— Start of DATASET SECTION —
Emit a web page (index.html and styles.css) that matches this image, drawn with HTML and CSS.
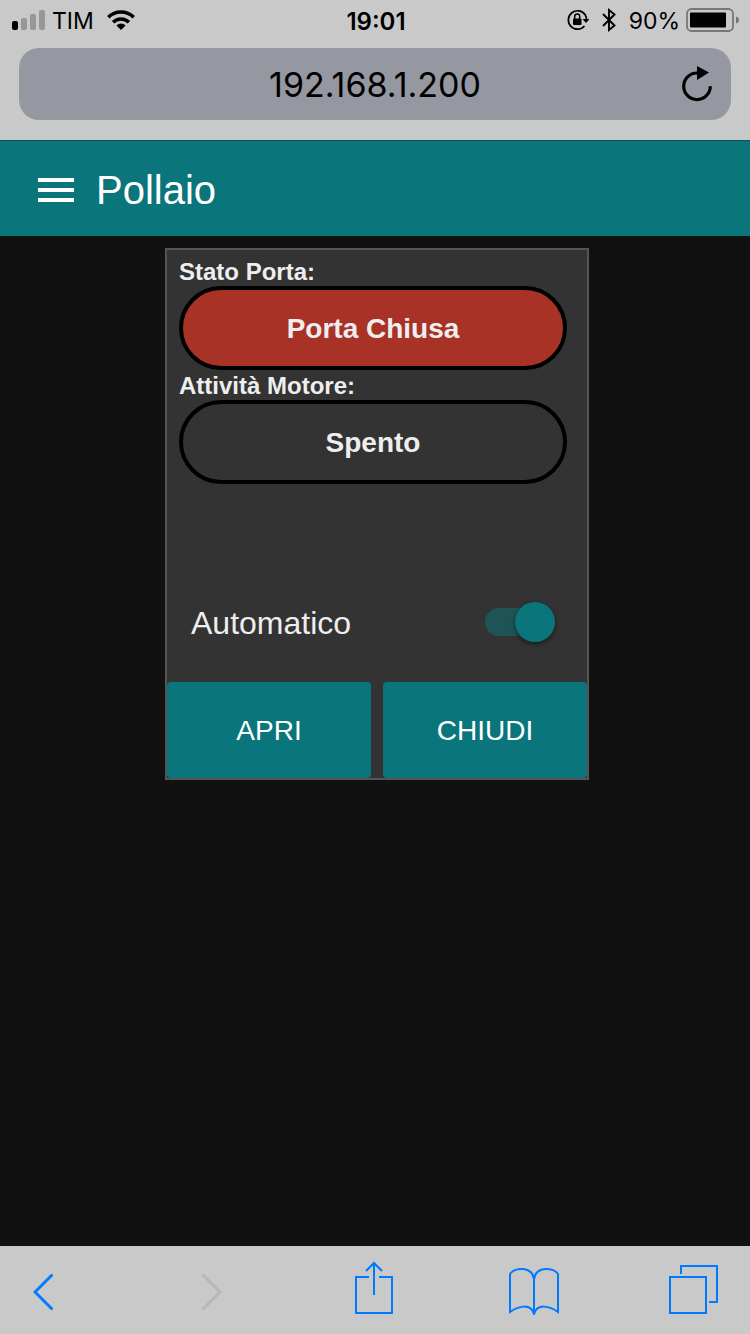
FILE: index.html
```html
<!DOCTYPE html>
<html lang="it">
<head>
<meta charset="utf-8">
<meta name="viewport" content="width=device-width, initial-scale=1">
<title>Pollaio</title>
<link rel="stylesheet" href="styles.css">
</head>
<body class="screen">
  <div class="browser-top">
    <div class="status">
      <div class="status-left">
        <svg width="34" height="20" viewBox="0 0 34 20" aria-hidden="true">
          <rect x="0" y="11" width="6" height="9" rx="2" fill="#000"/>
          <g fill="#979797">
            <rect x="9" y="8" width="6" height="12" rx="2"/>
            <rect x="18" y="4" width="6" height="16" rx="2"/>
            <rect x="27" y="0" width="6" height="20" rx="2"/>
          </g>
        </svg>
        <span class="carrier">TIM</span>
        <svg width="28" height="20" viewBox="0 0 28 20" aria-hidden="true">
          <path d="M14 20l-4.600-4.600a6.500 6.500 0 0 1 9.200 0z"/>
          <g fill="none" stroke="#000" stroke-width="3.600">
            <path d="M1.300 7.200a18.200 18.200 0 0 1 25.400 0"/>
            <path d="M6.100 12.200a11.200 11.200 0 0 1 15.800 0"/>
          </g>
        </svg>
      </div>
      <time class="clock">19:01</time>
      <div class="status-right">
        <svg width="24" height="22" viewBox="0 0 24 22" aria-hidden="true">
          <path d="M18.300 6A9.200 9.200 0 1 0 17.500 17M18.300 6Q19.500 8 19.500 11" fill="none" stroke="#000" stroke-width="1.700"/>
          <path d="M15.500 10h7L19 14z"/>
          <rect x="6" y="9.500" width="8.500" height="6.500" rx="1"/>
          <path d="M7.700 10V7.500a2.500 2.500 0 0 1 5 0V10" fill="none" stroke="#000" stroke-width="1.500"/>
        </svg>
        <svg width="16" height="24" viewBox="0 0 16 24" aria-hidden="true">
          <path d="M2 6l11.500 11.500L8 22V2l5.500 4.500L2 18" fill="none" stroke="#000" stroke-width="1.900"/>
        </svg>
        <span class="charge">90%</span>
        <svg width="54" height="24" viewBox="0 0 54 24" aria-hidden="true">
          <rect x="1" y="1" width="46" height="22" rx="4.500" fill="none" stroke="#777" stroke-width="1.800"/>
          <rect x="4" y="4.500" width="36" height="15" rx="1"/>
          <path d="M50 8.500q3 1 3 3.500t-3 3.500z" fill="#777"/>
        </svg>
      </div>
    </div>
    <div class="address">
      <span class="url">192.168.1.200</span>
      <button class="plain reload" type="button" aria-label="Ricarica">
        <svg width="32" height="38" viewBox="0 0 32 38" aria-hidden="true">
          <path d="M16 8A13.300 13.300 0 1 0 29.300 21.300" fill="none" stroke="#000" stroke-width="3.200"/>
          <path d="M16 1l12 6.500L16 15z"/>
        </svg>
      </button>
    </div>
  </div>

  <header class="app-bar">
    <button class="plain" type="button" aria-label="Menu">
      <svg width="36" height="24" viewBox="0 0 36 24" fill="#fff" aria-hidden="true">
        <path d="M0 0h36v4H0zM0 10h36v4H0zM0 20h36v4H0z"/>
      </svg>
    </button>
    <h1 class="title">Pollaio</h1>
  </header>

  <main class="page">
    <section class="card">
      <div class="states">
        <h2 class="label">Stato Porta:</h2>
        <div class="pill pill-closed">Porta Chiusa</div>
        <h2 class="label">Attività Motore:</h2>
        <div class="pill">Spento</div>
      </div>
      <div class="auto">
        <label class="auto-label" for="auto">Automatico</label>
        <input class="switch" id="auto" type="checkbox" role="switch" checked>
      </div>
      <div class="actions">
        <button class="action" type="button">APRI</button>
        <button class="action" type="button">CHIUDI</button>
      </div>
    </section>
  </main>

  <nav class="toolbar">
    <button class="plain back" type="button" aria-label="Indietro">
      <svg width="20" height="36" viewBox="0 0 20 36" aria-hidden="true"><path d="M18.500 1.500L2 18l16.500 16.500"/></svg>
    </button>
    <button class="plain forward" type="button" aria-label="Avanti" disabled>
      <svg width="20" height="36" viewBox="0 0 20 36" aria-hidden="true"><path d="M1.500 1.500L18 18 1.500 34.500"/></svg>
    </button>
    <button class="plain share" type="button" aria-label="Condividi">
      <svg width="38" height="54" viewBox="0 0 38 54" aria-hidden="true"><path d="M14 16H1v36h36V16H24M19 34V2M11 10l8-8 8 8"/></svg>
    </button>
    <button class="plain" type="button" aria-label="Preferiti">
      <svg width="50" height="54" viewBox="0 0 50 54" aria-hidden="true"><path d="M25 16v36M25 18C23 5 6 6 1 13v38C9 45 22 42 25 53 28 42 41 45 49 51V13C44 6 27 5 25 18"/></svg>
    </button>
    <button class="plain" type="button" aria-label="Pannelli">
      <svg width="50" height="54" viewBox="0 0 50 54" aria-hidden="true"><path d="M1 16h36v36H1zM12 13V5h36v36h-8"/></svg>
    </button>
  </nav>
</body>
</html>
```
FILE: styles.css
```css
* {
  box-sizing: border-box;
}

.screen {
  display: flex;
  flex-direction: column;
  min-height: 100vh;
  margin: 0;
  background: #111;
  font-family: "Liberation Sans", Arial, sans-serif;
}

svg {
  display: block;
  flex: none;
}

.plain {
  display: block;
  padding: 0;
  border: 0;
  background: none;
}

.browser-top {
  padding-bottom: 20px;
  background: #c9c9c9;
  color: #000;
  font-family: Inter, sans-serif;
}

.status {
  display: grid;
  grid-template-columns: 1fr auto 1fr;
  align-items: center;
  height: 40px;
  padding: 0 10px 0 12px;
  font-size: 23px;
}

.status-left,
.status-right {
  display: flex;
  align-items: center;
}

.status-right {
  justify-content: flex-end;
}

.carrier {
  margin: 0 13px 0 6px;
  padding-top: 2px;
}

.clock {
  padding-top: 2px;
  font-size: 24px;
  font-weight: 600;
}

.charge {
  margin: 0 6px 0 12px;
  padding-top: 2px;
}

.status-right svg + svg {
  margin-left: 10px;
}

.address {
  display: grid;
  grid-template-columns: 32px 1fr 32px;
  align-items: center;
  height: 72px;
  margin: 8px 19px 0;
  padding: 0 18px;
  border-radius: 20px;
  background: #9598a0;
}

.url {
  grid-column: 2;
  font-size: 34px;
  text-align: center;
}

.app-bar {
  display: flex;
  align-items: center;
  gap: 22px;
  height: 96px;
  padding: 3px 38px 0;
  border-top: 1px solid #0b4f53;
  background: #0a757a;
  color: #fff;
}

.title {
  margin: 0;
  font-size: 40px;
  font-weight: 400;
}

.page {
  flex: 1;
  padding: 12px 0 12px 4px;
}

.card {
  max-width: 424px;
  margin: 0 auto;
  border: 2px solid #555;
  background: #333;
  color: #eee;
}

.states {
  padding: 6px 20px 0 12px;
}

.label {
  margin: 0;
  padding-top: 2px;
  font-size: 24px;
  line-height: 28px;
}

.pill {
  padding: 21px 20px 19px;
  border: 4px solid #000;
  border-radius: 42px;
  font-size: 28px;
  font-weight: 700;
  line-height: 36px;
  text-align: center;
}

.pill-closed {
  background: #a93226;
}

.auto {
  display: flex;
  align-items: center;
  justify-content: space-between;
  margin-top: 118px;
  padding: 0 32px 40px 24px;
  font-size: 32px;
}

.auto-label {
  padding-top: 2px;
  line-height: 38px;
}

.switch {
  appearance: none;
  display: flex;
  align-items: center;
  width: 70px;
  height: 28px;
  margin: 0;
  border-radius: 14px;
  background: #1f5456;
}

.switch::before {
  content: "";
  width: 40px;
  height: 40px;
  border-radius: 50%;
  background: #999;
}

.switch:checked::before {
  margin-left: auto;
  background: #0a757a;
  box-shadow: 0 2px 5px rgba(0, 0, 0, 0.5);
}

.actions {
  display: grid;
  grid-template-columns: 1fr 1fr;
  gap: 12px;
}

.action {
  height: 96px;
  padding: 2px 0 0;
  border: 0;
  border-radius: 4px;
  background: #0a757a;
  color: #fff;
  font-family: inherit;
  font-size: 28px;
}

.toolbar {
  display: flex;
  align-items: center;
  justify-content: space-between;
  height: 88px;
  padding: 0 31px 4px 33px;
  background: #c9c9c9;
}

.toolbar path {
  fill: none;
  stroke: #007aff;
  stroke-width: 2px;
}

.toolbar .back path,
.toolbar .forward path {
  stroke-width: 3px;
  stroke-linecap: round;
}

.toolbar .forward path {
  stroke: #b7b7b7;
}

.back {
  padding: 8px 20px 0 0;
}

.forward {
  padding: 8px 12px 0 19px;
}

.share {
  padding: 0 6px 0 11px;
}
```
— End of DATASET SECTION —
- _TASK_
All lines holding the word "styles" should be picked out and copied.

- _WORKED ANSWER_
Emit a web page (index.html and styles.css) that matches this image, drawn with HTML and CSS.
<link rel="stylesheet" href="styles.css">
FILE: styles.css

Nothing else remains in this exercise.